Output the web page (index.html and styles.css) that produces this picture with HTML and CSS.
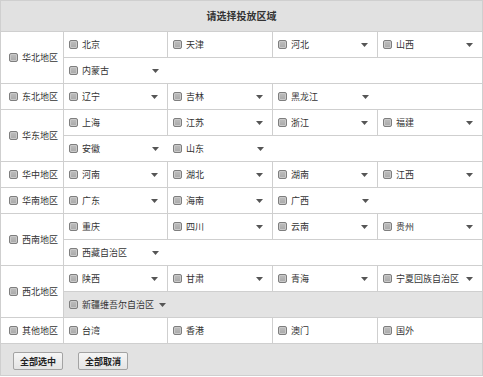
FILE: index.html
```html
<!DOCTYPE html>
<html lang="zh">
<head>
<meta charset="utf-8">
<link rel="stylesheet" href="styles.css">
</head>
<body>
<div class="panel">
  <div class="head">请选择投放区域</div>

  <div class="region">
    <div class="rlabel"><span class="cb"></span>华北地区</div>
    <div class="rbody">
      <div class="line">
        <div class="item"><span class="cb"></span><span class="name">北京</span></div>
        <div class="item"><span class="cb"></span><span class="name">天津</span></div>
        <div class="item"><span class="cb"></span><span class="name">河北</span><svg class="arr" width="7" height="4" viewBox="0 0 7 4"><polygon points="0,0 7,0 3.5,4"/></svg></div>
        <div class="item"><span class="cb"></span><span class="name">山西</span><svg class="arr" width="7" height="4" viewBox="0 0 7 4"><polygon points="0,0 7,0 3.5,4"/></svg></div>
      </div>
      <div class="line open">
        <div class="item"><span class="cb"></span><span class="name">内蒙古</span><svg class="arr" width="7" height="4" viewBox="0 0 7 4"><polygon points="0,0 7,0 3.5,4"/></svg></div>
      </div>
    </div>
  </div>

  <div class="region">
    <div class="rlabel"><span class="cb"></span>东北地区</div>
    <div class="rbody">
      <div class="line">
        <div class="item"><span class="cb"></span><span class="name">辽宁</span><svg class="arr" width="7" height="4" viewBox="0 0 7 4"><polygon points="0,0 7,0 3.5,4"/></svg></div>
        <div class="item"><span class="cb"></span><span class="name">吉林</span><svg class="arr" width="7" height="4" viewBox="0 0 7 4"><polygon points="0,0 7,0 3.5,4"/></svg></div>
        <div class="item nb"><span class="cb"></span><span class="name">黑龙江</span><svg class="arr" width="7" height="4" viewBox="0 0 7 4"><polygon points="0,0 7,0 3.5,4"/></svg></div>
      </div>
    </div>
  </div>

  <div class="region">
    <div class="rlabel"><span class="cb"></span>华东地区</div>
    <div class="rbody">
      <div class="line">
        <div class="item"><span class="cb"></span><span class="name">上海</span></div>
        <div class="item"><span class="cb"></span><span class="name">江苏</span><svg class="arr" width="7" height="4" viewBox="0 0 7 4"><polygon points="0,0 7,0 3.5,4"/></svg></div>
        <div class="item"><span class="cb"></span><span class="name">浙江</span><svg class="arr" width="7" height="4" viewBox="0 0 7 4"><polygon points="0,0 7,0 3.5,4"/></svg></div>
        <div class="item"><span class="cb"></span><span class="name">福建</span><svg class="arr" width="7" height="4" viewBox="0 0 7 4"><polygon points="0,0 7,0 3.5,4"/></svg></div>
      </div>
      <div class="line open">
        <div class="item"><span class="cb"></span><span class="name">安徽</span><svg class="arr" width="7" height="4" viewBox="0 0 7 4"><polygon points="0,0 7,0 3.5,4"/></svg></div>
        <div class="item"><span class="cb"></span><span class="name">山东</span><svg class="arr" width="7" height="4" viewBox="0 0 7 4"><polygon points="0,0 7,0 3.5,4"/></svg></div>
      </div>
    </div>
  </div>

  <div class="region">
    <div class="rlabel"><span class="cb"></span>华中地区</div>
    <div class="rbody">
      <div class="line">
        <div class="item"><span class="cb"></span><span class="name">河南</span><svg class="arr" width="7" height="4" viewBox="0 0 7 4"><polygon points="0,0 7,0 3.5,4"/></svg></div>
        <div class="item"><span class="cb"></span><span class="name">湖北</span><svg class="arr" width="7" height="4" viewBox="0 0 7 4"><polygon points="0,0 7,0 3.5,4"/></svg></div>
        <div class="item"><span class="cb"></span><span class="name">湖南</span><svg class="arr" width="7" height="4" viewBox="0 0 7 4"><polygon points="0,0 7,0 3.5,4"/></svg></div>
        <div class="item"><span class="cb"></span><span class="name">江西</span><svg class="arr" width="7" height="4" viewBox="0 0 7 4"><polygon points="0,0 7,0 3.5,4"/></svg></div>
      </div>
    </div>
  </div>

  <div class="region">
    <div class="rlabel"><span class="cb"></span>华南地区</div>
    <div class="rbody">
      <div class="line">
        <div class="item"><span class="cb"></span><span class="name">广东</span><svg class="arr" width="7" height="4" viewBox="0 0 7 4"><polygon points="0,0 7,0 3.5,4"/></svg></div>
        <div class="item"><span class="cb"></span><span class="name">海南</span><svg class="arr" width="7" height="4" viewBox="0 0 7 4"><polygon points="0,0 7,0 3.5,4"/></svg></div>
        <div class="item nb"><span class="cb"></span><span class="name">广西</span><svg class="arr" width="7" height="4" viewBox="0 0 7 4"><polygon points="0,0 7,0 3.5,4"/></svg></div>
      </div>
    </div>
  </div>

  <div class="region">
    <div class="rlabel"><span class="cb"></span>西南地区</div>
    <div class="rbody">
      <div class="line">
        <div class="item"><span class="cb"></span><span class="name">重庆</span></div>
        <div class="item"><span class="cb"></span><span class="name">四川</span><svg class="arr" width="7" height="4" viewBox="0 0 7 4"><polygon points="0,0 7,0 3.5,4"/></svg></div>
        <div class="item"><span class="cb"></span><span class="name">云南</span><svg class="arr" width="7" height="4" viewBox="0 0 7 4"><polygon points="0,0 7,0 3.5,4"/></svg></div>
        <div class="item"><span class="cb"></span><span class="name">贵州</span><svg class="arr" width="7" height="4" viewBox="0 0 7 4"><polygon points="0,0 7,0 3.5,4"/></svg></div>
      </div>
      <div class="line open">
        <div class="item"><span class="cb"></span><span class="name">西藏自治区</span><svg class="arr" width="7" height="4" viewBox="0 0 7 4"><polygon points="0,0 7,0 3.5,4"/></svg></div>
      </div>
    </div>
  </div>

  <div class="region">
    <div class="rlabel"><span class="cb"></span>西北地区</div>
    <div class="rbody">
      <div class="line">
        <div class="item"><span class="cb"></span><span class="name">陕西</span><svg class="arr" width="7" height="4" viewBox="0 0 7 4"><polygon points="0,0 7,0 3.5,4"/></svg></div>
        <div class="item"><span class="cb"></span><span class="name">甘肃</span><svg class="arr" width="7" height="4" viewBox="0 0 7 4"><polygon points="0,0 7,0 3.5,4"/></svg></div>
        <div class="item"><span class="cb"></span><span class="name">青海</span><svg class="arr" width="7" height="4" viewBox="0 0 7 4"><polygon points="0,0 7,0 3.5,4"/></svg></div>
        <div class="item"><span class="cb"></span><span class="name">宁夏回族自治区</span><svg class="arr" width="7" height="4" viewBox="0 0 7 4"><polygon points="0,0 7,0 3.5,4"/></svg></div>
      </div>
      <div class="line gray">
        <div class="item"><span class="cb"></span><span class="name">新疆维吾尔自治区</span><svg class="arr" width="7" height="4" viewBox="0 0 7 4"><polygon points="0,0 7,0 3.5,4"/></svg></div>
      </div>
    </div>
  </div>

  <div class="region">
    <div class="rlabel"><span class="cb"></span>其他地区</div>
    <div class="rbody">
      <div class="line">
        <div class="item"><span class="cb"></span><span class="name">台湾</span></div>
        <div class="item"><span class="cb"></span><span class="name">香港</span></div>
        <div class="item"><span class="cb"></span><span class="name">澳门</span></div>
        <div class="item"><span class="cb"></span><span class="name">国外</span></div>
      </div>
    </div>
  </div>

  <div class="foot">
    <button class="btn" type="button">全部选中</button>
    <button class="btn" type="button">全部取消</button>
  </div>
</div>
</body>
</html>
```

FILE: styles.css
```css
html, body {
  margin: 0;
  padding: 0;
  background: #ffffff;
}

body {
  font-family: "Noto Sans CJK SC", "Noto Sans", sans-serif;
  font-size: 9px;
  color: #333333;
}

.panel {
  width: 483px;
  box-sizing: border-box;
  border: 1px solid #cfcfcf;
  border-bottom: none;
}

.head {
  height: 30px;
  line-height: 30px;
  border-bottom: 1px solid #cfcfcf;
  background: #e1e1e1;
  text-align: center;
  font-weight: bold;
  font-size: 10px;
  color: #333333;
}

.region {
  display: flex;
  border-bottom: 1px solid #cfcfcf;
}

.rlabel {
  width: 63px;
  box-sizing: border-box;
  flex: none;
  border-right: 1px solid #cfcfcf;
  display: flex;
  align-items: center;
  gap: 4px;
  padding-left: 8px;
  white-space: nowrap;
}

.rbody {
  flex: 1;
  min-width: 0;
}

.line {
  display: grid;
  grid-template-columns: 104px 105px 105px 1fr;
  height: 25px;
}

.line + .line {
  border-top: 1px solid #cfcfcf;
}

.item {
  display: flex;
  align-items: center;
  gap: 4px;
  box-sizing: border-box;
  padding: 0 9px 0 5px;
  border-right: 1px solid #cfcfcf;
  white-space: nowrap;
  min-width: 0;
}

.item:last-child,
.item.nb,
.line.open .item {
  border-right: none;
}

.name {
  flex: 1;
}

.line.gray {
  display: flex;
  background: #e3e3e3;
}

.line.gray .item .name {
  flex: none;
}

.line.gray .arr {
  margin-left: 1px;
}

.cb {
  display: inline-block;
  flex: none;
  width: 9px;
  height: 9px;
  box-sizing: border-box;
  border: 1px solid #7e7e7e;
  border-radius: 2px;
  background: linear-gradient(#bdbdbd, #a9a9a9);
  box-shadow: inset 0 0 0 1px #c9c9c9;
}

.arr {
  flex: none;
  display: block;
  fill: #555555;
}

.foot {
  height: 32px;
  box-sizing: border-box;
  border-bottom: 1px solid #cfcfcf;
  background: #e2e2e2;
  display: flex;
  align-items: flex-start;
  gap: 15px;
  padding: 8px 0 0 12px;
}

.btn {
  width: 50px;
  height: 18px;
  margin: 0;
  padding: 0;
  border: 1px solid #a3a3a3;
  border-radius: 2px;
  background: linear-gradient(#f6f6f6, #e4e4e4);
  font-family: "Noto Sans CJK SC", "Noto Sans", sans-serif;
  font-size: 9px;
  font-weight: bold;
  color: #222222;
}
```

----------------------------------------

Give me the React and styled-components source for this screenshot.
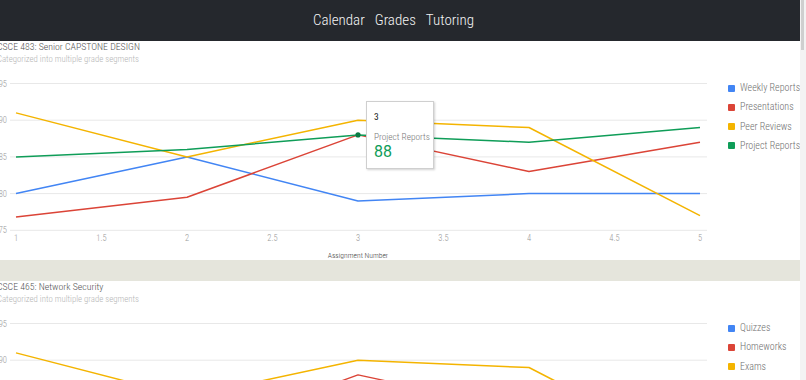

----------------------------------------

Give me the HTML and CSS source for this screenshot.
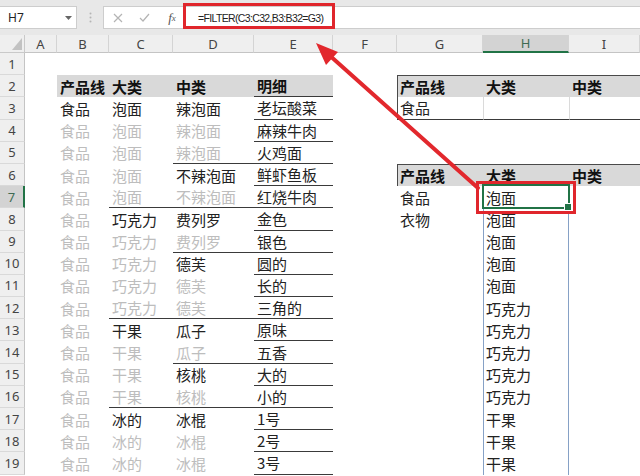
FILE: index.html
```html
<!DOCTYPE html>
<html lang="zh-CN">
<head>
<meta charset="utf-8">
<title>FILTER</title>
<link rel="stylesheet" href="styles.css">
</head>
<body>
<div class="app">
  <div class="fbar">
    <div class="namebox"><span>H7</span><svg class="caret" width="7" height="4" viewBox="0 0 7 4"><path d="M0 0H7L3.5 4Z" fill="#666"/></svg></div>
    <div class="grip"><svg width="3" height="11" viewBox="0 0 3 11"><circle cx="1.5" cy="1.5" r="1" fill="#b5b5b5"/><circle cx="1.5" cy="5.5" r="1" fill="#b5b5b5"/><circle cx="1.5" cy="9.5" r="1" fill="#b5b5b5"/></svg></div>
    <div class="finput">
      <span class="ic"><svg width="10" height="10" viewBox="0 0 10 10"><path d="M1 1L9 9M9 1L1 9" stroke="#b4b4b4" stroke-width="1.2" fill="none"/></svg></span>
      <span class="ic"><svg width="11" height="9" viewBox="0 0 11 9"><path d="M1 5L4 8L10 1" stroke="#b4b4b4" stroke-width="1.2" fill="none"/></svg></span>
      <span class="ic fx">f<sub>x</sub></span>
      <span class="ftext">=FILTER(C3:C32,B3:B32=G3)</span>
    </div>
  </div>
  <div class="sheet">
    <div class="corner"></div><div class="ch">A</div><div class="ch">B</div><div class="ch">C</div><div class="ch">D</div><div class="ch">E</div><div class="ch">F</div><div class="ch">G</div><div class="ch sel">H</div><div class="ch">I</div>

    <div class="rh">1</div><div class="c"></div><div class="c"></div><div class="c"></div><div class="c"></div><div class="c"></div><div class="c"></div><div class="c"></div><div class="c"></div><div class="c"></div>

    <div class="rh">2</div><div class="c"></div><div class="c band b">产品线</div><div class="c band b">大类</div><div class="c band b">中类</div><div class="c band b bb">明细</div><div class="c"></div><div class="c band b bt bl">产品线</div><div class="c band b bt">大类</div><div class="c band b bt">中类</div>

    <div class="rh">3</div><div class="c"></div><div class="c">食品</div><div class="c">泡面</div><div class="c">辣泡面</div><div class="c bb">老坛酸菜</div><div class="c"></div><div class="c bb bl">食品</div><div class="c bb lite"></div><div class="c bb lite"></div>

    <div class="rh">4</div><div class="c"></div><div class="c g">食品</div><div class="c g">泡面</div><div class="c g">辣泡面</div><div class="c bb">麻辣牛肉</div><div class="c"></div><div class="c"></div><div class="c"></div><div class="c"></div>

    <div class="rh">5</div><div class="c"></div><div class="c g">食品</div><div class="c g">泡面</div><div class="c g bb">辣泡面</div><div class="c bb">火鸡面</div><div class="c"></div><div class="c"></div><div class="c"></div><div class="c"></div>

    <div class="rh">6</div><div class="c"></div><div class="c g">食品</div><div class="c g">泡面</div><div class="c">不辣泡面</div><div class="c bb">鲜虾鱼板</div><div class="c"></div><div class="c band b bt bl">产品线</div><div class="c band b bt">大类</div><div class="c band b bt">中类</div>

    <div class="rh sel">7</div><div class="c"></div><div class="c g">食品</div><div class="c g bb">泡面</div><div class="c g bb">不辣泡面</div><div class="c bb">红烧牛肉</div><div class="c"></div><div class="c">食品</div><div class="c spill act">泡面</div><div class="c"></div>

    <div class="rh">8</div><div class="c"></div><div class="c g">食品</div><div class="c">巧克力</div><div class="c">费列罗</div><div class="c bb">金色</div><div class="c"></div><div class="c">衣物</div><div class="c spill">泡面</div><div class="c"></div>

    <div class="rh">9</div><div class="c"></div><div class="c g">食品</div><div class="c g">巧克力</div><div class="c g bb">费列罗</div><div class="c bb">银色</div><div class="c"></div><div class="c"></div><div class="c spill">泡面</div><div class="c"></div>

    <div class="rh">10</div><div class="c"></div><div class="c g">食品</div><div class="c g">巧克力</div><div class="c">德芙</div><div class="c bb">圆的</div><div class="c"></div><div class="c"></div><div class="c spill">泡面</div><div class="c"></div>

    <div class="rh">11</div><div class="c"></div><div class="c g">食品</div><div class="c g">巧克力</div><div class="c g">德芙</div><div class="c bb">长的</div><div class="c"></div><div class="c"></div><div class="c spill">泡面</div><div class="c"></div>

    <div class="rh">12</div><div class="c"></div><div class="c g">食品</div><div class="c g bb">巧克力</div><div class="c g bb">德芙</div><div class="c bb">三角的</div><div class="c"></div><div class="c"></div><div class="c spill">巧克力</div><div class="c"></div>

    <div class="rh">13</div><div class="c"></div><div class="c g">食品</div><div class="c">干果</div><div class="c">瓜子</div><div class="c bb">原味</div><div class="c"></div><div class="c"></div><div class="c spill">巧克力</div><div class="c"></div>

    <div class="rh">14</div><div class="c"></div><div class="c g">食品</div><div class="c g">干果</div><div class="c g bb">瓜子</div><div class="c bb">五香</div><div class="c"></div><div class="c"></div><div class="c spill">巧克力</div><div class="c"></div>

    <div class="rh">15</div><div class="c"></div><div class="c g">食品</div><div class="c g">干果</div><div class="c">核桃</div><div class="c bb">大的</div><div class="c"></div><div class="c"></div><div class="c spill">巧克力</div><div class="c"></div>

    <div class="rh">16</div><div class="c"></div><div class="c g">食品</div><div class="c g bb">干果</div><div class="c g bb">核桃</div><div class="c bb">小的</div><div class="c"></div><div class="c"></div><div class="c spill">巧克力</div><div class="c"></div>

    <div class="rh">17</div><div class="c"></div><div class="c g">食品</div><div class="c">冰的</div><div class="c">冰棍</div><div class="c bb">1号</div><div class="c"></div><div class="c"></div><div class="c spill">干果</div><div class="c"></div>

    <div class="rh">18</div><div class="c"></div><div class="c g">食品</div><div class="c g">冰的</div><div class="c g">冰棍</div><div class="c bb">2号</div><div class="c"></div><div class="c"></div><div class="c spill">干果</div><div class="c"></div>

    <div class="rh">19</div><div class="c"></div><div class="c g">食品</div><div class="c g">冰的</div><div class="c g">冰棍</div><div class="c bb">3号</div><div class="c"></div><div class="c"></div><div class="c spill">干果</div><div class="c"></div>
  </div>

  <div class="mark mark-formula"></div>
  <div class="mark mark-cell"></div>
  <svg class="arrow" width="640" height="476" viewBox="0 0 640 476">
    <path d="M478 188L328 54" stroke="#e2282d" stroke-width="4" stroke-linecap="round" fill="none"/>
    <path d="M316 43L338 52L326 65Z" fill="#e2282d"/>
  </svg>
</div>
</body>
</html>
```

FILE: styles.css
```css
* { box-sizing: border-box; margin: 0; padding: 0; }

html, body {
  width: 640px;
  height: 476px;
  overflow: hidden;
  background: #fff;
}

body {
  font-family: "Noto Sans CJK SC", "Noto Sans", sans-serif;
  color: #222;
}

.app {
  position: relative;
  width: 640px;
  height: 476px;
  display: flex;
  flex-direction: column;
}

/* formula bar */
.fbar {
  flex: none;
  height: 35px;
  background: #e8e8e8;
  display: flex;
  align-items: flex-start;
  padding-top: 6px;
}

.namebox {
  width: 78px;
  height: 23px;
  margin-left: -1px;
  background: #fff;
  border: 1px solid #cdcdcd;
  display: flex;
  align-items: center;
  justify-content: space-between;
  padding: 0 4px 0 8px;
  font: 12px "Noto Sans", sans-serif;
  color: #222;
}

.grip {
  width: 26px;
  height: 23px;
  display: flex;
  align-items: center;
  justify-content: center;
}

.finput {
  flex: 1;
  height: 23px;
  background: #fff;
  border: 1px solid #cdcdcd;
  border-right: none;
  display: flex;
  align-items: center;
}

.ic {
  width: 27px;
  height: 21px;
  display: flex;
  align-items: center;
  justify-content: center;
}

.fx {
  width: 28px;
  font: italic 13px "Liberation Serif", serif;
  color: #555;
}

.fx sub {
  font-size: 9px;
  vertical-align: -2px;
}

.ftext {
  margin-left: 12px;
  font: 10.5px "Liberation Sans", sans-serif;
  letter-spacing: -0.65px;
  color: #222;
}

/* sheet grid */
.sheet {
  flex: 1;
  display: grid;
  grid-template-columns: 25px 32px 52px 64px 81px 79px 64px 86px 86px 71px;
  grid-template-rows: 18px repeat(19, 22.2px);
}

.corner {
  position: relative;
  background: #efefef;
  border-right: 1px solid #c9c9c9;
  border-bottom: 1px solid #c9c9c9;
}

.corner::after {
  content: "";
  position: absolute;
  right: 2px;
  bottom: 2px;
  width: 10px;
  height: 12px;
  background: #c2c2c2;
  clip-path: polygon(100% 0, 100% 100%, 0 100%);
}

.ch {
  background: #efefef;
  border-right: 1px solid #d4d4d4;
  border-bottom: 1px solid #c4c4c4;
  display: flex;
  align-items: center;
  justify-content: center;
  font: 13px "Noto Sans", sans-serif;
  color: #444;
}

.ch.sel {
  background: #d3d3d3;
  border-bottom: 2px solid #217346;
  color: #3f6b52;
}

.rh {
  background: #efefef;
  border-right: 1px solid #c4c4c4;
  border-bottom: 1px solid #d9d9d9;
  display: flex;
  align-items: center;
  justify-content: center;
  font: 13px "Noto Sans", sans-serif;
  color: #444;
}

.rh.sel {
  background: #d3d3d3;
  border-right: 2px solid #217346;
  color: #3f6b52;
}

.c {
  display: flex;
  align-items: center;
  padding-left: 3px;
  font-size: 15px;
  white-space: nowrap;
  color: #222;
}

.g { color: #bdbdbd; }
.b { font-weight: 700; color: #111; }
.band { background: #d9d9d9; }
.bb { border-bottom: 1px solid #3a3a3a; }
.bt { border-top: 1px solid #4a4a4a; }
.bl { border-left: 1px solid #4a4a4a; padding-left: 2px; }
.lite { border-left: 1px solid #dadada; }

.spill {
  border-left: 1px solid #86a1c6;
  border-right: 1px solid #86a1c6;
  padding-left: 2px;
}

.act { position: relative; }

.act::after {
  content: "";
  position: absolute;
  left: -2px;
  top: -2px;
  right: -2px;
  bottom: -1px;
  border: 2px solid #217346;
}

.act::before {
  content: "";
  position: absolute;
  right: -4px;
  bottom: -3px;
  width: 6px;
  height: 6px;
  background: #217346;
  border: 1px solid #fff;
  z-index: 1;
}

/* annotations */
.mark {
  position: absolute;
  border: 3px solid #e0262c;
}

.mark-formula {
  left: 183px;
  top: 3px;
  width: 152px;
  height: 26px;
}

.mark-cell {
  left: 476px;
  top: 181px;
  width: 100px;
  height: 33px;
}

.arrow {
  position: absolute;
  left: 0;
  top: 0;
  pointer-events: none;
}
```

----------------------------------------

**EXERCISE BRIEF:** Select every line where the word "index" occurs.

**RESPONSE BELOW:**
Output the web page (index.html and styles.css) that produces this picture with HTML and CSS.
FILE: index.html
FILE: index.html
  z-index: 1;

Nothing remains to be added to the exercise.